• Your task
Reproduce the listing exactly and skip over any pictures.

#### Recorded information

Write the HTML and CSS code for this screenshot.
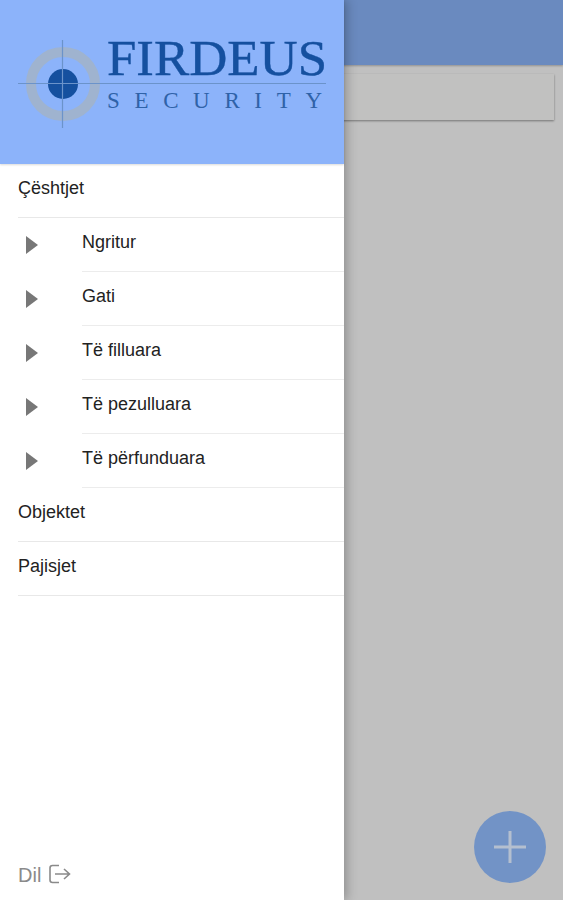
FILE: index.html
```html
<!DOCTYPE html>
<html lang="en">
<head>
    <meta charset="UTF-8">
    <meta name="viewport" content="width=device-width, initial-scale=1.0">
    <title>Firdeus Security</title>
    <link rel="stylesheet" href="styles.css">
</head>
<body>

    <!-- Page behind the drawer -->
    <div class="page">
        <div class="app-bar"></div>
        <div class="search-card"></div>
        <div class="fab">
            <svg width="34" height="34" viewBox="0 0 34 34">
                <path d="M17 1V33M1 17H33" stroke="#b4bfcf" stroke-width="3" fill="none"/>
            </svg>
        </div>
    </div>

    <!-- Side drawer -->
    <nav class="drawer">
        <div class="drawer-header">
            <svg class="logo" width="344" height="164" viewBox="0 0 344 164">
                <circle cx="63" cy="84" r="32" fill="none" stroke="#9fb3cf" stroke-width="10"/>
                <circle cx="63" cy="84" r="15" fill="#15509f"/>
                <path d="M18 83.5H326M62.5 40V128" stroke="#6b93ca" stroke-width="1.2" fill="none"/>
                <text class="logo-name" x="107" y="75" textLength="220" lengthAdjust="spacingAndGlyphs">FIRDEUS</text>
                <text class="logo-sub" x="107" y="108" textLength="215">SECURITY</text>
            </svg>
        </div>

        <div class="menu">
            <div class="menu-item">Çështjet</div>

            <div class="sub-item">
                <span class="arrow"></span>
                <div class="sub-label">Ngritur</div>
            </div>
            <div class="sub-item">
                <span class="arrow"></span>
                <div class="sub-label">Gati</div>
            </div>
            <div class="sub-item">
                <span class="arrow"></span>
                <div class="sub-label">Të filluara</div>
            </div>
            <div class="sub-item">
                <span class="arrow"></span>
                <div class="sub-label">Të pezulluara</div>
            </div>
            <div class="sub-item">
                <span class="arrow"></span>
                <div class="sub-label">Të përfunduara</div>
            </div>

            <div class="menu-item">Objektet</div>
            <div class="menu-item">Pajisjet</div>
        </div>

        <div class="logout">
            <span>Dil</span>
            <svg class="logout-icon" width="24" height="22" viewBox="0 0 24 22">
                <path d="M11 1.500H4.500Q2 1.500 2 4V16Q2 18.500 4.500 18.500H11" stroke="#8a8a8a" stroke-width="1.600" fill="none"/>
                <path d="M7 10H21M16 5L21.500 10L16 15" stroke="#8a8a8a" stroke-width="1.600" fill="none"/>
            </svg>
        </div>
    </nav>

</body>
</html>
```

FILE: styles.css
```css
html, body {
    height: 100%;
}
body {
    margin: 0;
    height: 900px;
    overflow: hidden;
    position: relative;
    background: #c0c0c0;
    font-family: "Liberation Sans", Arial, sans-serif;
}
.page {
    height: 900px;
    display: flex;
    flex-direction: column;
}
.app-bar {
    height: 65px;
    flex-shrink: 0;
    background: #6a8abf;
    box-shadow: 0 1px 2px rgba(0, 0, 0, 0.25);
}
.search-card {
    height: 46px;
    margin: 9px 9px 0 9px;
    background: #c1c1c0;
    box-shadow: 0 1px 2px rgba(0, 0, 0, 0.4);
}
.fab {
    position: absolute;
    left: 474px;
    top: 811px;
    width: 72px;
    height: 72px;
    border-radius: 50%;
    background: #7293c6;
    display: flex;
    align-items: center;
    justify-content: center;
}
.drawer {
    position: absolute;
    left: 0;
    top: 0;
    width: 344px;
    height: 900px;
    background: #fff;
    display: flex;
    flex-direction: column;
    box-shadow: 3px 0 10px rgba(0, 0, 0, 0.25);
}
.drawer-header {
    height: 164px;
    flex-shrink: 0;
    background: #8cb3fa;
    box-shadow: 0 1px 2px rgba(0, 0, 0, 0.15);
}
.logo {
    display: block;
}
.logo-name {
    font-family: "Liberation Serif", "Times New Roman", serif;
    font-size: 50px;
    fill: #15509f;
    stroke: #15509f;
    stroke-width: 0.4px;
}
.logo-sub {
    font-family: "Liberation Serif", "Times New Roman", serif;
    font-size: 23px;
    fill: #2f62a8;
}
.menu {
    flex: 1;
    font-size: 18px;
    color: #222;
}
.menu-item {
    height: 53px;
    line-height: 48px;
    margin-left: 18px;
    border-bottom: 1px solid #e8e8e8;
}
.sub-item {
    height: 54px;
    display: flex;
}
.arrow {
    width: 0;
    height: 0;
    margin: 18px 0 0 26px;
    border-left: 12px solid #777;
    border-top: 9px solid transparent;
    border-bottom: 9px solid transparent;
}
.sub-label {
    flex: 1;
    margin-left: 44px;
    height: 53px;
    line-height: 49px;
    border-bottom: 1px solid #ececec;
}
.logout {
    height: 50px;
    padding-left: 18px;
    display: flex;
    align-items: center;
    gap: 7px;
    font-size: 20px;
    color: #8a8a8a;
}
```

########

• Output for this exercise
Write the HTML and CSS code for this screenshot.
FILE: index.html
```html
<!DOCTYPE html>
<html lang="en">
<head>
    <meta charset="UTF-8">
    <meta name="viewport" content="width=device-width, initial-scale=1.0">
    <title>Firdeus Security</title>
    <link rel="stylesheet" href="styles.css">
</head>
<body>

    <!-- Page behind the drawer -->
    <div class="page">
        <div class="app-bar"></div>
        <div class="search-card"></div>
        <div class="fab">
            <svg width="34" height="34" viewBox="0 0 34 34">
                <path d="M17 1V33M1 17H33" stroke="#b4bfcf" stroke-width="3" fill="none"/>
            </svg>
        </div>
    </div>

    <!-- Side drawer -->
    <nav class="drawer">
        <div class="drawer-header">
            <svg class="logo" width="344" height="164" viewBox="0 0 344 164">
                <circle cx="63" cy="84" r="32" fill="none" stroke="#9fb3cf" stroke-width="10"/>
                <circle cx="63" cy="84" r="15" fill="#15509f"/>
                <path d="M18 83.5H326M62.5 40V128" stroke="#6b93ca" stroke-width="1.2" fill="none"/>
                <text class="logo-name" x="107" y="75" textLength="220" lengthAdjust="spacingAndGlyphs">FIRDEUS</text>
                <text class="logo-sub" x="107" y="108" textLength="215">SECURITY</text>
            </svg>
        </div>

        <div class="menu">
            <div class="menu-item">Çështjet</div>

            <div class="sub-item">
                <span class="arrow"></span>
                <div class="sub-label">Ngritur</div>
            </div>
            <div class="sub-item">
                <span class="arrow"></span>
                <div class="sub-label">Gati</div>
            </div>
            <div class="sub-item">
                <span class="arrow"></span>
                <div class="sub-label">Të filluara</div>
            </div>
            <div class="sub-item">
                <span class="arrow"></span>
                <div class="sub-label">Të pezulluara</div>
            </div>
            <div class="sub-item">
                <span class="arrow"></span>
                <div class="sub-label">Të përfunduara</div>
            </div>

            <div class="menu-item">Objektet</div>
            <div class="menu-item">Pajisjet</div>
        </div>

        <div class="logout">
            <span>Dil</span>
            <svg class="logout-icon" width="24" height="22" viewBox="0 0 24 22">
                <path d="M11 1.500H4.500Q2 1.500 2 4V16Q2 18.500 4.500 18.500H11" stroke="#8a8a8a" stroke-width="1.600" fill="none"/>
                <path d="M7 10H21M16 5L21.500 10L16 15" stroke="#8a8a8a" stroke-width="1.600" fill="none"/>
            </svg>
        </div>
    </nav>

</body>
</html>
```

FILE: styles.css
```css
html, body {
    height: 100%;
}
body {
    margin: 0;
    height: 900px;
    overflow: hidden;
    position: relative;
    background: #c0c0c0;
    font-family: "Liberation Sans", Arial, sans-serif;
}
.page {
    height: 900px;
    display: flex;
    flex-direction: column;
}
.app-bar {
    height: 65px;
    flex-shrink: 0;
    background: #6a8abf;
    box-shadow: 0 1px 2px rgba(0, 0, 0, 0.25);
}
.search-card {
    height: 46px;
    margin: 9px 9px 0 9px;
    background: #c1c1c0;
    box-shadow: 0 1px 2px rgba(0, 0, 0, 0.4);
}
.fab {
    position: absolute;
    left: 474px;
    top: 811px;
    width: 72px;
    height: 72px;
    border-radius: 50%;
    background: #7293c6;
    display: flex;
    align-items: center;
    justify-content: center;
}
.drawer {
    position: absolute;
    left: 0;
    top: 0;
    width: 344px;
    height: 900px;
    background: #fff;
    display: flex;
    flex-direction: column;
    box-shadow: 3px 0 10px rgba(0, 0, 0, 0.25);
}
.drawer-header {
    height: 164px;
    flex-shrink: 0;
    background: #8cb3fa;
    box-shadow: 0 1px 2px rgba(0, 0, 0, 0.15);
}
.logo {
    display: block;
}
.logo-name {
    font-family: "Liberation Serif", "Times New Roman", serif;
    font-size: 50px;
    fill: #15509f;
    stroke: #15509f;
    stroke-width: 0.4px;
}
.logo-sub {
    font-family: "Liberation Serif", "Times New Roman", serif;
    font-size: 23px;
    fill: #2f62a8;
}
.menu {
    flex: 1;
    font-size: 18px;
    color: #222;
}
.menu-item {
    height: 53px;
    line-height: 48px;
    margin-left: 18px;
    border-bottom: 1px solid #e8e8e8;
}
.sub-item {
    height: 54px;
    display: flex;
}
.arrow {
    width: 0;
    height: 0;
    margin: 18px 0 0 26px;
    border-left: 12px solid #777;
    border-top: 9px solid transparent;
    border-bottom: 9px solid transparent;
}
.sub-label {
    flex: 1;
    margin-left: 44px;
    height: 53px;
    line-height: 49px;
    border-bottom: 1px solid #ececec;
}
.logout {
    height: 50px;
    padding-left: 18px;
    display: flex;
    align-items: center;
    gap: 7px;
    font-size: 20px;
    color: #8a8a8a;
}
```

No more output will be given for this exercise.